This series of cyanotypes was created by systematic variations of processes that involved adding, subtracting, or redistributing coins on the surface of the print during exposure.
I wanted to use the cyanotype as a means of marking time or, more specifically, as a means of recording the temporal unfolding of a process. The series was inspired by the work of Sol Lewitt. The goal, following Lewitt, was to start with a verbal description of a process, and then to explore systematic variations of that process. Here is an example of a process description: “Two 5-inch square cyanotype-treated squares on a sheet of paper. Starting with 80 pennies placed randomly on the top square, transfer one penny every 3 seconds to the bottom square.” When the process is executed, the image that results provides visual documentation of its execution. With cyanotype, the temporal duration of various steps in the process is also recorded due to the time-based nature of the exposure process.
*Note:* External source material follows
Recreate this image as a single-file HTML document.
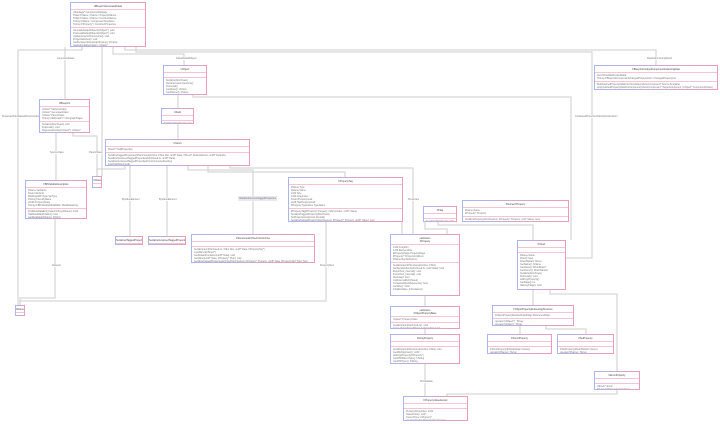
<!DOCTYPE html>
<html><head><meta charset="utf-8"><style>
body{margin:0;width:720px;height:424px;background:#fff;position:relative;overflow:hidden;font-family:"Liberation Sans",sans-serif}
.b{position:absolute;border:1px solid;border-image:linear-gradient(to right,#a9b6f2,#f09ab6) 1;background:#fff;box-sizing:border-box;font-size:2.4px;color:#777;line-height:3px;overflow:hidden}
.b .t{text-align:center;padding:1.5px 0;color:#444;border-bottom:1px solid #f2c4d4}
.b .s{padding:1px 2px;border-bottom:1px solid #f2c4d4;white-space:nowrap;overflow:hidden}
.b .s:last-child{border-bottom:none}
.l{position:absolute;font-size:2.4px;color:#777;background:#fff;white-space:nowrap}
svg{position:absolute;left:0;top:0}
</style></head><body>
<svg width="720" height="424"><g fill="none" stroke="#d6d6d6" stroke-width="1.2">
<polyline points="82,47 82,50 18,50 18,305"/>
<polyline points="65,47 65,99"/>
<polyline points="102,47 102,176"/>
<polyline points="113,47 113,54 184,54 184,65"/>
<polyline points="125,47 125,50 656,50 656,65"/>
<polyline points="136,47 136,52 592,52 592,258 566,258"/>
<polyline points="193,95 193,97 571,97 571,240"/>
<polyline points="178,95 178,108"/><polyline points="178,124 178,139"/>
<polyline points="56,133 56,180"/><polyline points="73,133 73,136 97,136 97,176"/>
<polyline points="55,219 55,298 20,298 20,305"/>
<polyline points="97,176 97,169 125,169 125,166"/>
<polyline points="130,166 130,236"/><polyline points="167,166 167,236"/>
<polyline points="188,166 188,170 253,170 253,234"/>
<polyline points="208,166 208,172 345,172 345,177"/>
<polyline points="230,166 230,168 413,168 413,234"/>
<polyline points="326,222 326,301 20,301 20,305"/>
<polyline points="402,222 402,234"/>
<polyline points="425,222 425,229 447,229 447,234"/>
<polyline points="438,222 438,225 533,225 533,240"/>
<polyline points="425,296 425,306"/><polyline points="425,329 425,334"/><polyline points="425,364 425,396"/>
<polyline points="533,290 533,306"/>
<polyline points="550,290 550,294 617,294 617,371"/>
<polyline points="617,390 617,394 447,394 447,396"/>
<polyline points="520,326 520,334"/><polyline points="546,326 546,329 586,329 586,334"/>
</g></svg>
<div class="l" style="left:57px;top:57px">GeneratedClass</div>
<div class="l" style="left:176px;top:57px">ClassDefaultObject</div>
<div class="l" style="left:2px;top:115px">PropertiesToInitializeWhenConstructed</div>
<div class="l" style="left:50px;top:151px">SourceClass</div>
<div class="l" style="left:89px;top:151px">ParentClass</div>
<div class="l" style="left:122px;top:198px">ByValueElement</div>
<div class="l" style="left:159px;top:198px">ByValueElement</div>
<div class="l" style="left:238px;top:196px;background:#e8e8ee;padding:1px">VariableStructureTaggedProperties</div>
<div class="l" style="left:52px;top:264px">NativeIn</div>
<div class="l" style="left:320px;top:264px">PropertyNext</div>
<div class="l" style="left:408px;top:198px">Properties</div>
<div class="l" style="left:575px;top:115px">ContainedPropertiesToFindConstruction</div>
<div class="l" style="left:647px;top:57px">ReplicationCompResult</div>
<div class="l" style="left:420px;top:380px">PrivateData</div>

<div class="b" style="left:70px;top:2px;width:76px;height:45px"><div class="t">UBlueprintGeneratedClass</div><div class="s">UPackage* ConstructorPackage<br>TMap&lt;FName, FName&gt; PropertyNames<br>TMap&lt;FName, FName&gt; FunctionNames<br>TArray&lt;FName&gt; ComponentTemplates<br>TArray&lt;FProperty*&gt; ConstructProperties</div><div class="s">GenerateDefaultObject(UObject*): void<br>PostLoadDefaultObject(UObject*): void<br>UpdateCustomPropertyList(): void<br>PurgeClass(bool): void<br>GetPersistentUberGraphFrame(): FFrame<br>GetAuthoritativeClass(): UClass*</div></div>
<div class="b" style="left:163px;top:65px;width:44px;height:30px"><div class="t">UObject</div><div class="s" style="height:2px"></div><div class="s">Serialize(FArchive&amp;)<br>DeclareCustomVersions()<br>PostLoad()<br>GetClass(): UClass<br>GetFName(): FName</div></div>
<div class="b" style="left:161px;top:108px;width:33px;height:16px"><div class="t">UField</div><div class="s" style="height:2px"></div><div class="s">Serialize(FArchive&amp;): void</div></div>
<div class="b" style="left:105px;top:139px;width:145px;height:27px"><div class="t">UStruct</div><div class="s">FField* ChildProperties</div><div class="s">SerializeTaggedProperties(FStructuredArchive::FSlot Slot, uint8* Data, UStruct* DefaultsStruct, uint8* Defaults)<br>SerializeVersionedTaggedProperties(FArchive&amp; Ar, uint8* Data)<br>SerializeVersionedTaggedPropertiesFromConnectedCache()<br>LinkChild(FArchive&amp;)</div></div>
<div class="b" style="left:39px;top:99px;width:51px;height:34px"><div class="t">UBlueprint</div><div class="s">UClass* SkeletonClass<br>UClass* GeneratedClass<br>UClass* ParentClass<br>TArray&lt;UEdGraph*&gt; UbergraphPages</div><div class="s">Serialize(FArchive&amp;): void<br>PostLoad(): void<br>RegenerateClass(UClass*): UClass*</div></div>
<div class="b" style="left:25px;top:180px;width:62px;height:39px"><div class="t">FBPVariableDescription</div><div class="s">FName VarName<br>FGuid VarGuid<br>FEdGraphPinType VarType<br>FString FriendlyName<br>uint64 PropertyFlags<br>TArray&lt;FBPVariableMetaData&gt; MetaDataArray</div><div class="s">FindMetaDataEntryIndexForKey(FName): int32<br>HasMetaData(FName): bool<br>GetMetaData(FName): FString</div></div>
<div class="b" style="left:92px;top:176px;width:10px;height:12px"><div class="t">UClass</div><div class="s" style="height:2px"></div></div>
<div class="b" style="left:15px;top:305px;width:10px;height:11px"><div class="t">FName</div><div class="s" style="height:2px"></div></div>
<div class="b" style="left:115px;top:236px;width:28px;height:9px"><div class="t">SerializedTaggedProperties</div><div class="s" style="height:2px"></div></div>
<div class="b" style="left:148px;top:236px;width:38px;height:9px"><div class="t">SerializeVersionedTaggedProperties</div><div class="s" style="height:2px"></div></div>
<div class="b" style="left:191px;top:234px;width:124px;height:29px"><div class="t">FStructuredArchiveFromArchive</div><div class="s" style="height:2px"></div><div class="s">SerializeItem(FArchive&amp; Ar, FSlot Slot, uint8* Data, FPropertyTag*)<br>LoadStruct(FStruct*)<br>GetDefaultContainer(uint8* Data): void<br>GetValue(uint8* Data, FProperty* Prop): void<br>SerializeTaggedPropertiesArchive(FArchive&amp; Ar, FProperty* Property, uint8* Data, FPropertyTag* Tag): bool</div></div>
<div class="b" style="left:288px;top:177px;width:115px;height:45px"><div class="t">FPropertyTag</div><div class="s">FName Type<br>FName Name<br>int32 Size<br>int32 ArrayIndex<br>FGuid PropertyGuid<br>uint8 HasPropertyGuid<br>FPropertyTypeName TypeName</div><div class="s">FPropertyTag(FProperty* Property, int32 InIndex, uint8* Value)<br>SerializeTaggedProperty(FArchive&amp;)<br>SetPropertyGuid(const FGuid&amp;)<br>SerializeTaggedProperty(FArchive&amp; Ar, FProperty* Property, uint8* Value): void</div></div>
<div class="b" style="left:423px;top:206px;width:34px;height:16px"><div class="t">FFlag</div><div class="s" style="height:2px"></div><div class="s">Serialize(FArchive&amp;): void</div></div>
<div class="b" style="left:462px;top:200px;width:107px;height:22px"><div class="t">FNumericProperty</div><div class="s">FName Name<br>FProperty* Property</div><div class="s">SerializeProperty(FArchive&amp; Ar, FProperty* Property, void* Value): bool</div></div>
<div class="b" style="left:390px;top:234px;width:70px;height:62px"><div class="t">«abstract»<br>FProperty</div><div class="s">int32 ArrayDim<br>int32 ElementSize<br>EPropertyFlags PropertyFlags<br>FProperty* PropertyLinkNext<br>FName RepNotifyFunc</div><div class="s">SerializeItem(FStructuredArchive::FSlot)<br>NetSerializeItem(FArchive&amp; Ar, void* Data): bool<br>ExportText_Internal(): void<br>ImportText_Internal(): void<br>Identical(): bool<br>LinkInternal(FArchive&amp;)<br>ContainsObjectReference(): bool<br>GetSize(): int32<br>InitializeValue_InContainer()</div></div>
<div class="b" style="left:517px;top:240px;width:49px;height:50px"><div class="t">FStruct</div><div class="s" style="height:2px"></div><div class="s">FName Name<br>FField* Next<br>FFieldVariant Owner<br>GetName(): FName<br>GetClass(): FFieldClass*<br>GetOwner(): FFieldVariant<br>Serialize(FArchive&amp;)<br>PostLoad(): void<br>AddCppProperty()<br>GetFlags(): int<br>HasAnyFlags(): bool</div></div>
<div class="b" style="left:390px;top:306px;width:70px;height:23px"><div class="t">«abstract»<br>FObjectPropertyBase</div><div class="s">UClass* PropertyClass</div><div class="s">SerializeItem(FArchive&amp; Ar): void<br>ConvertFromType(FPropertyTag&amp; Tag): bool</div></div>
<div class="b" style="left:390px;top:334px;width:70px;height:30px"><div class="t">FArrayProperty</div><div class="s" style="height:2px"></div><div class="s">SerializeItem(FStructuredArchive::FSlot): void<br>GetMinAlignment(): int32<br>AddCppProperty(FProperty*)<br>GetCPPMacroType(): FString<br>GetCPPType(): FString<br>LinkInternal(FArchive&amp;): void</div></div>
<div class="b" style="left:492px;top:305px;width:82px;height:21px"><div class="t">FObjectPropertyRedirectingStructure</div><div class="s">FObjectPropertyRedirectFieldFlags ReferenceFlags</div><div class="s">operator(UObject*): TArray<br>operator(UClass*): TArray</div></div>
<div class="b" style="left:487px;top:334px;width:65px;height:20px"><div class="t">FStructProperty</div><div class="s" style="height:2px"></div><div class="s">FStructProperty(FFieldVariant Owner)<br>operator(FName): TArray</div></div>
<div class="b" style="left:557px;top:334px;width:57px;height:20px"><div class="t">FSetProperty</div><div class="s" style="height:2px"></div><div class="s">FSetProperty(FFieldVariant Owner)<br>operator(FName): TArray</div></div>
<div class="b" style="left:594px;top:371px;width:46px;height:19px"><div class="t">FEnumProperty</div><div class="s" style="height:2px"></div><div class="s">UEnum* Enum<br>FNumericProperty* Underlying</div></div>
<div class="b" style="left:403px;top:396px;width:65px;height:25px"><div class="t">FPropertyValueIterator</div><div class="s" style="height:2px"></div><div class="s">PropertyArrayIndex: int32<br>ValuePointer: void*<br>CurrentType: FProperty*<br>operator bool(): PropertyValueIterator</div></div>
<div class="b" style="left:594px;top:65px;width:124px;height:25px"><div class="t">FBlueprintCookedComponentInstancingData</div><div class="s">bool bHasValidCookedData<br>TArray&lt;FBlueprintComponentChangedPropertyInfo&gt; ChangedPropertyList</div><div class="s">BuildCachedPropertyDataFromTemplate(UActorComponent* SourceTemplate)<br>ApplyCachedPropertyDataToComponent(UActorComponent* TargetComponent, UObject* ComponentOwner)</div></div>
</body></html>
I chose to use coins as the elements on which the processes operated. Using coins to mark time connects to notions of labor and its exchange in the market economy. A practical advantage is that coins are of a standard size and, in this visual sense as well as in the economic sense of being fungible, are interchangeable. The processes I explored also involved exchange, both economic (by convention, one nickel is equivalent in value to five pennies) and physical (swapping out five pennies from the image with one nickel). The fact that these standards are themselves essentially arbitrary gives a sense of playfulness to the extremely literal method with which the processes were executed. Here I was thinking about Duchamp’s 3 Standard Stoppages, after which the current series is titled.
This connects to another connotation of coins, which is the role of chance, as in coin tosses. As in Lewitt’s wall drawings, the verbal description of a process is inevitably incomplete, and as a result the image that it produces will differ from one execution of the process to the next. Following Duchamp, I wanted to more explicitly incorporate randomness into the execution of the process, in this case by tossing or randomly piling coins.
All of the works are on 9 by 12-inch watercolor paper, unless otherwise indicated.